A convivência com as temperaturas sempre perto ou até abaixo de 0ºC durante o outono e o inverno, o vento que parece querer cortar a pele e o quase completo isolamento fazem do Morro da Igreja um lugar pitoresco. Embora contemplar a natureza e poder ver a neve sejam dois motivos fortes para trabalhar na instalação militar, aprender a suportar as condições meteorológicas é uma luta diária para os únicos seres humanos a frequentar o topo do Morro da Igreja diariamente.




1º Tenente Sérgio Paulo Rocha, comandante do destacamento, enfrentou ventos de 100 Km/h semana passada
Foto: Alvarélio Kurossu/Agência RBS
Até 12ºC mais frio
A batalha de enfrentar a adversidade térmica no Morro da Igreja também é travada por gente como o soldado Robson Stange, 22 anos, que presta serviço militar há três anos no destacamento como motorista.

Apesar de ter nascido na cidade de Urubici, onde fica o acesso ao Morro da Igreja, ele conta que a diferença de temperatura em relação aos pés da montanha é muito grande.

— Principalmente quando está ventando muito. Lá embaixo até é gelado, mas nem tem como comparar.

De fato, os ventos são um problema para habitar o cume do morro. De acordo com o 1o Tenente Sérgio Paulo Rocha, comandante do destacamento, todos os dias há ventos de pelo menos 50 Km/h, mas que chegaram a 100 Km/h há poucas semanas. Junte a isso a altitude em que fica a instalação e prepare-se para sentir as pontas dos dedos de pés e mãos mais geladas, assim como o nariz e os lábios.

— A altitude do Morro da Igreja corresponde a cerca de 5 mil pés na escala da Aeronáutica. A estimativa é que a temperatura diminui 2ºC a cada 1 mil. pés. Ou seja: a temperatura no alto é de pelo menos 12ºC a menos em relação ao nível do mar.




Entre as jornadas de turno, os militares dormem em alojamentos montados no topo do morro
Foto: Alvarélio Kurossu/Agência RBS

Quando a noite cai, o frio aperta ainda mais

Durante o dia e em períodos com poucas nuvens, aumenta a sensação de calor e as temperaturas ficam agradáveis, mesmo durante o inverno. Mas basta o fim de tarde se aproximar para que tudo mude.

O horizonte ganha tons alaranjados por onde o sol se põe e acinzentados no lado oposto. A pele começa a arrepiar, as extremidades do corpo reclamam por estarem desprotegidas e o rosto assume um tom de vermelhidão. À noite, tudo ganha um novo contorno: quem presta serviço administrativo se prepara para descer e ir para casa; as lebres e os graxains — espécie de mamífero parecido com a raposa — se sentem à vontade para circular no pátio e farejar o rastro de comida; Na Vila Militar, ficam apenas cinco de plantão.
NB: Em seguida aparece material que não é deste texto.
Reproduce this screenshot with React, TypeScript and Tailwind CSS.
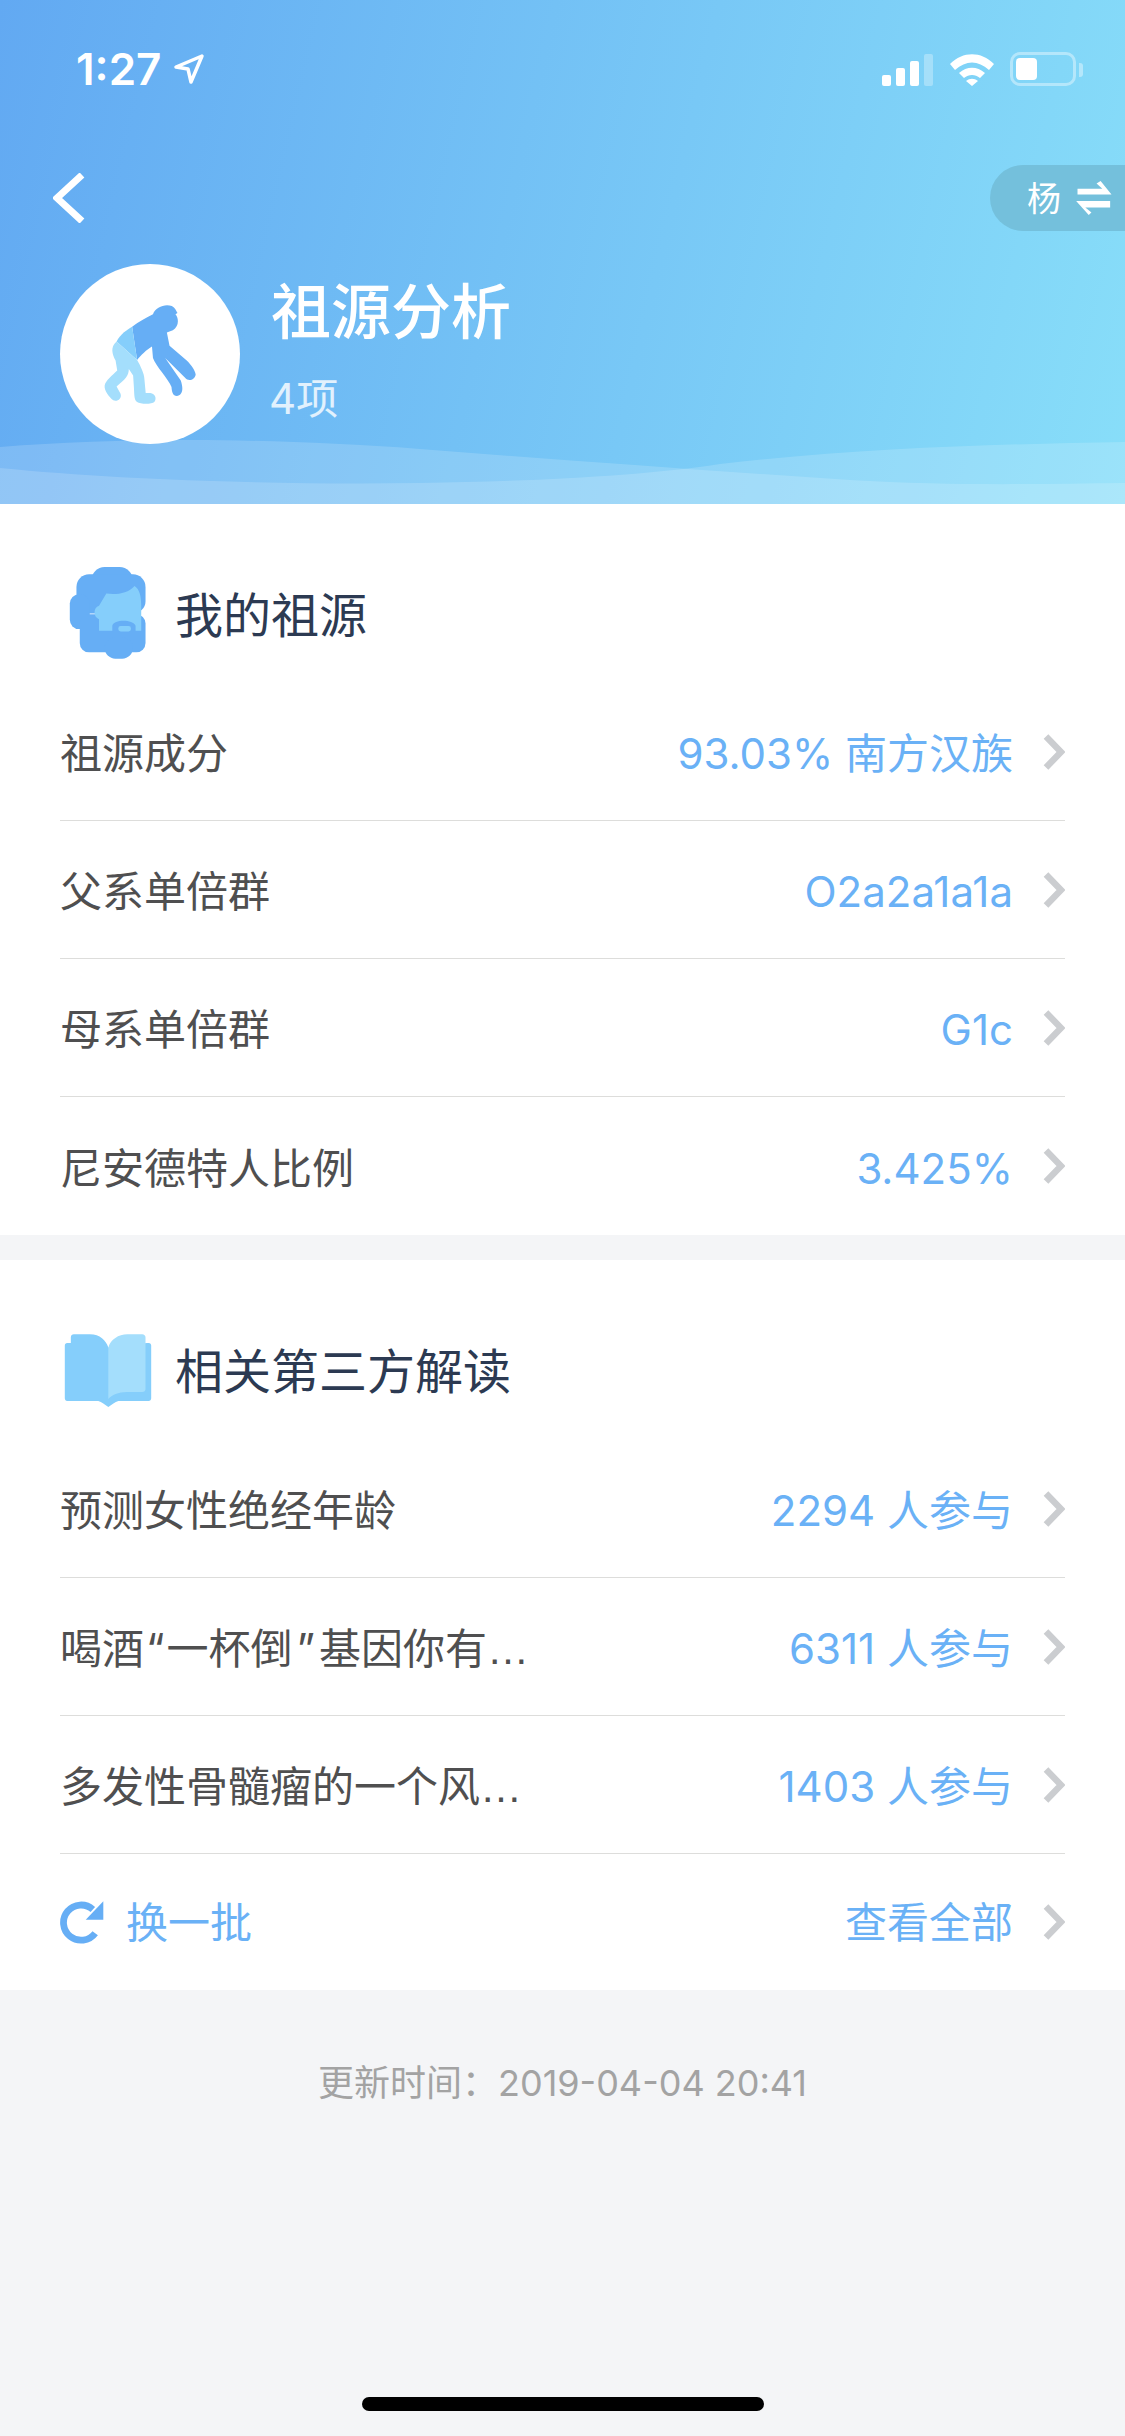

Soldado Mailoe enfrenta o frio para fazer rondas durante a noite
Foto: Alvarélio Kurossu/Agência RBS

Lanternas em punho, três militares fazem a ronda noturna cobrindo toda a área do destacamento. São cerca de dois quilômetros em que o facho da luz artificial ajuda a perceber se há algo estranho no local. Na noite em que o DC acompanhou a rotina destes homens, o trabalho foi feito à pé, mas nem sempre é assim.

— Quando o frio é muito intenso, fazemos o deslocamento com um carro, mas usamos uma roupa que suporta temperaturas polares e botas canadenses que têm isolamento térmico e — diz o sargento Theodoro.
Até hoje, poucas ocorrências foram registradas. A mais recente foi no ano passado, quando dois homens e seus filhos faziam uma trilha contornando o terreno militar em direção à Pedra Furada e acabaram acampando. Os quatro tiveram que explicar o caso à Polícia Civil.



Marco da divisa entre os três municípios
Foto: Alvarélio Kurossu/Agência RBS
Um morro entre três cidades

O Destacamento funciona no alto do Morro da Igreja há 25 anos e o acesso é uma estrada construída pela Aeronáutica para garantir o acesso de militares. Ao longo do percurso, feito de muitas curvas e uma subida não muito íngreme de 900 metros, a vista vai variando de mata fechada até o platô de formações rochosas vizinhas. Dentro do terreno há um marco que mostra o ponto de encontro entre Bom Jardim da Serra, Urubici e Orleans. Quase no portão de entrada, a vista para a Pedra Furada atrai todas as semanas centenas de turistas.

— Apesar de ser feita para uso da Aeronáutica, a possibilidade de ver a Pedra Furada e a sequência de vales tem criado um problema que é o excesso de veículos na rodovia. Para resolver isto, estamos projetando para estar pronta até o inverno do próximo ano uma reforma no espaço, criando a capacidade de absorver até 30 carros e quatro ônibus estacionados ao mesmo tempo, além de criar uma área de retorno, que hoje não existe — explica o comandante Rocha.

Ao abrir as cortianas ele vê, todos os dias, a paisagem que é objeto de desejo de muitos turistas.